How do we evaluate societal impacts of an emerging transportation technology that does not have operational data yet? Nick Caros used a day-to-day agent simulation of both travelers’ and operators’ learning to evaluate the impacts of using modular autonomous vehicle fleets with en-route transfer capability under different operational settings to connect commuters between Dubai and Sharjah.
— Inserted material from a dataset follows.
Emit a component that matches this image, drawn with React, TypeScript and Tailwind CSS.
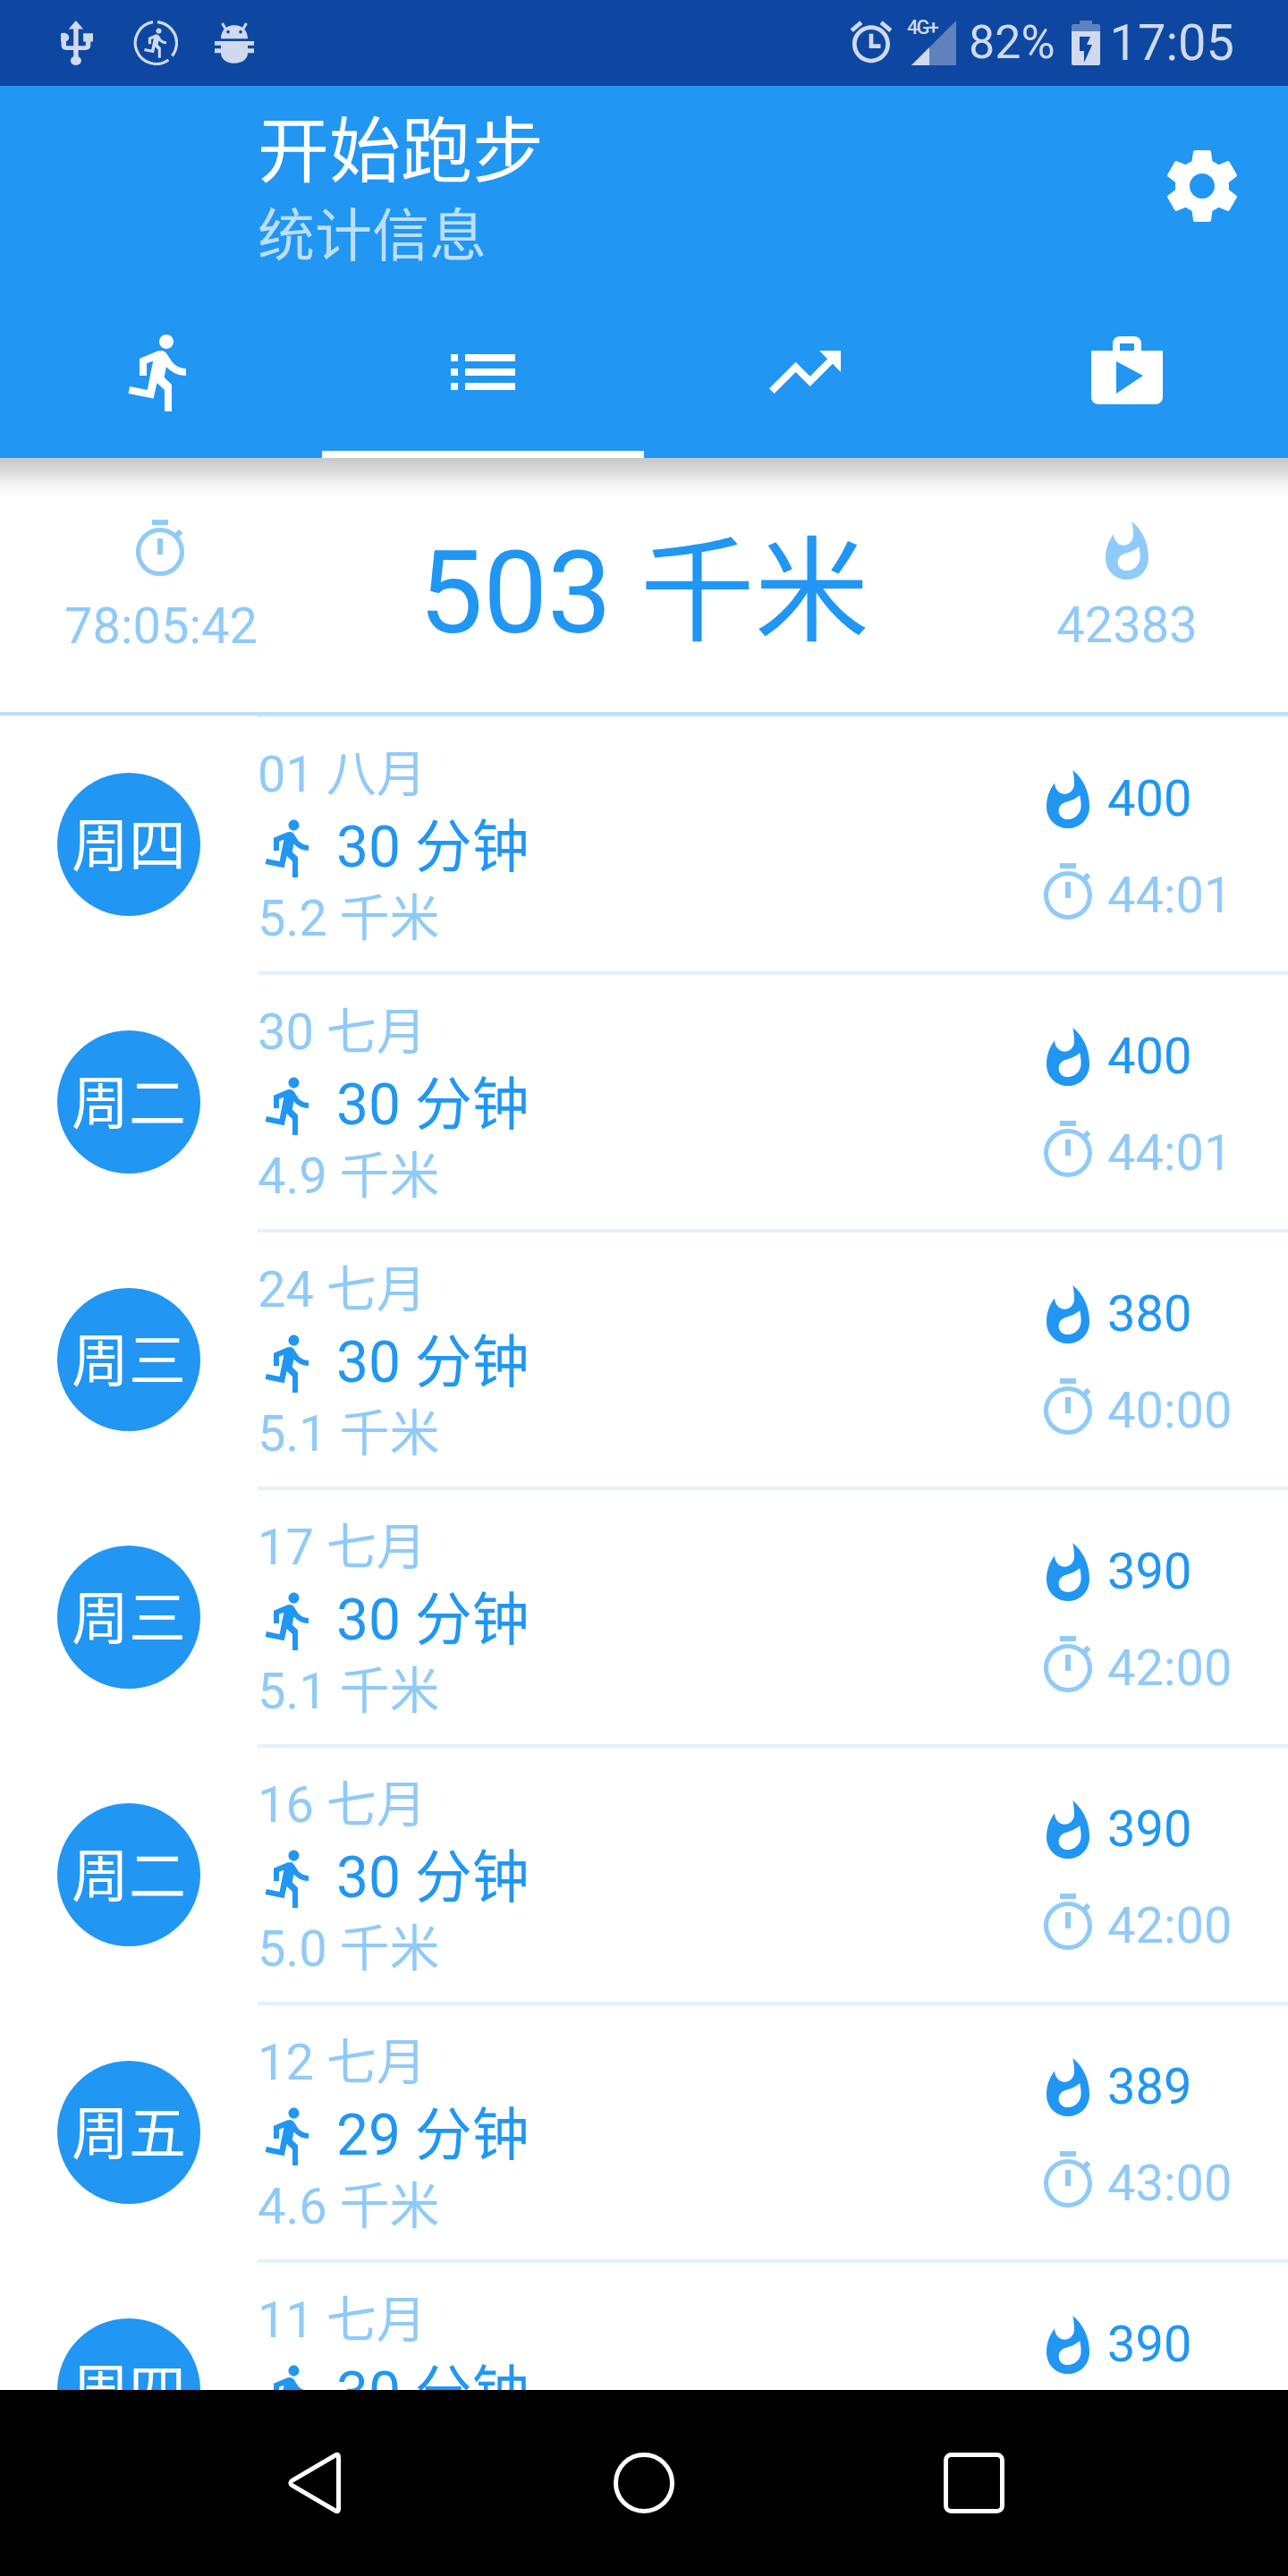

This was Nick’s MS thesis work with Next Future Transportation. He was funded by C2SMART, and Prof. Chow was partially supported by NSF EAGER CMMI-2022967. The published article can be found here: https://doi.org/10.1080/21680566.2020.1809549

New publication advances the state-of-the-art in analytical models for MaaS ecosystems

As mobility shifts from single operators to platforms of multiple operators, there needs to be new techniques to analyze and design such systems. In this research with Ted and Saeid, we develop a new model framework and solution method to analyze MaaS ecosystems. It accounts for the incentives of operators to compete and work together to serve multimodal trips for travelers. As such, the model can be used to analyze the impacts of one operator’s capacity increase on other operators, identification of stable cost exchanges, between operators and travelers, firm entry/exit, changes in technology (like new matching algorithms) from one operator on the ecosystem, etc. When the number of operators simplifies to one, the model becomes a conventional capacitated multicommodity flow problem. The research was funded by NSF CMMI-1634973.

The paper can be accessed here: https://doi.org/10.1016/j.trb.2020.08.002

Saeid is currently a Senior Research Engineer at Scoop Technologies while Ted is a Revenue Management Analyst at American Airlines.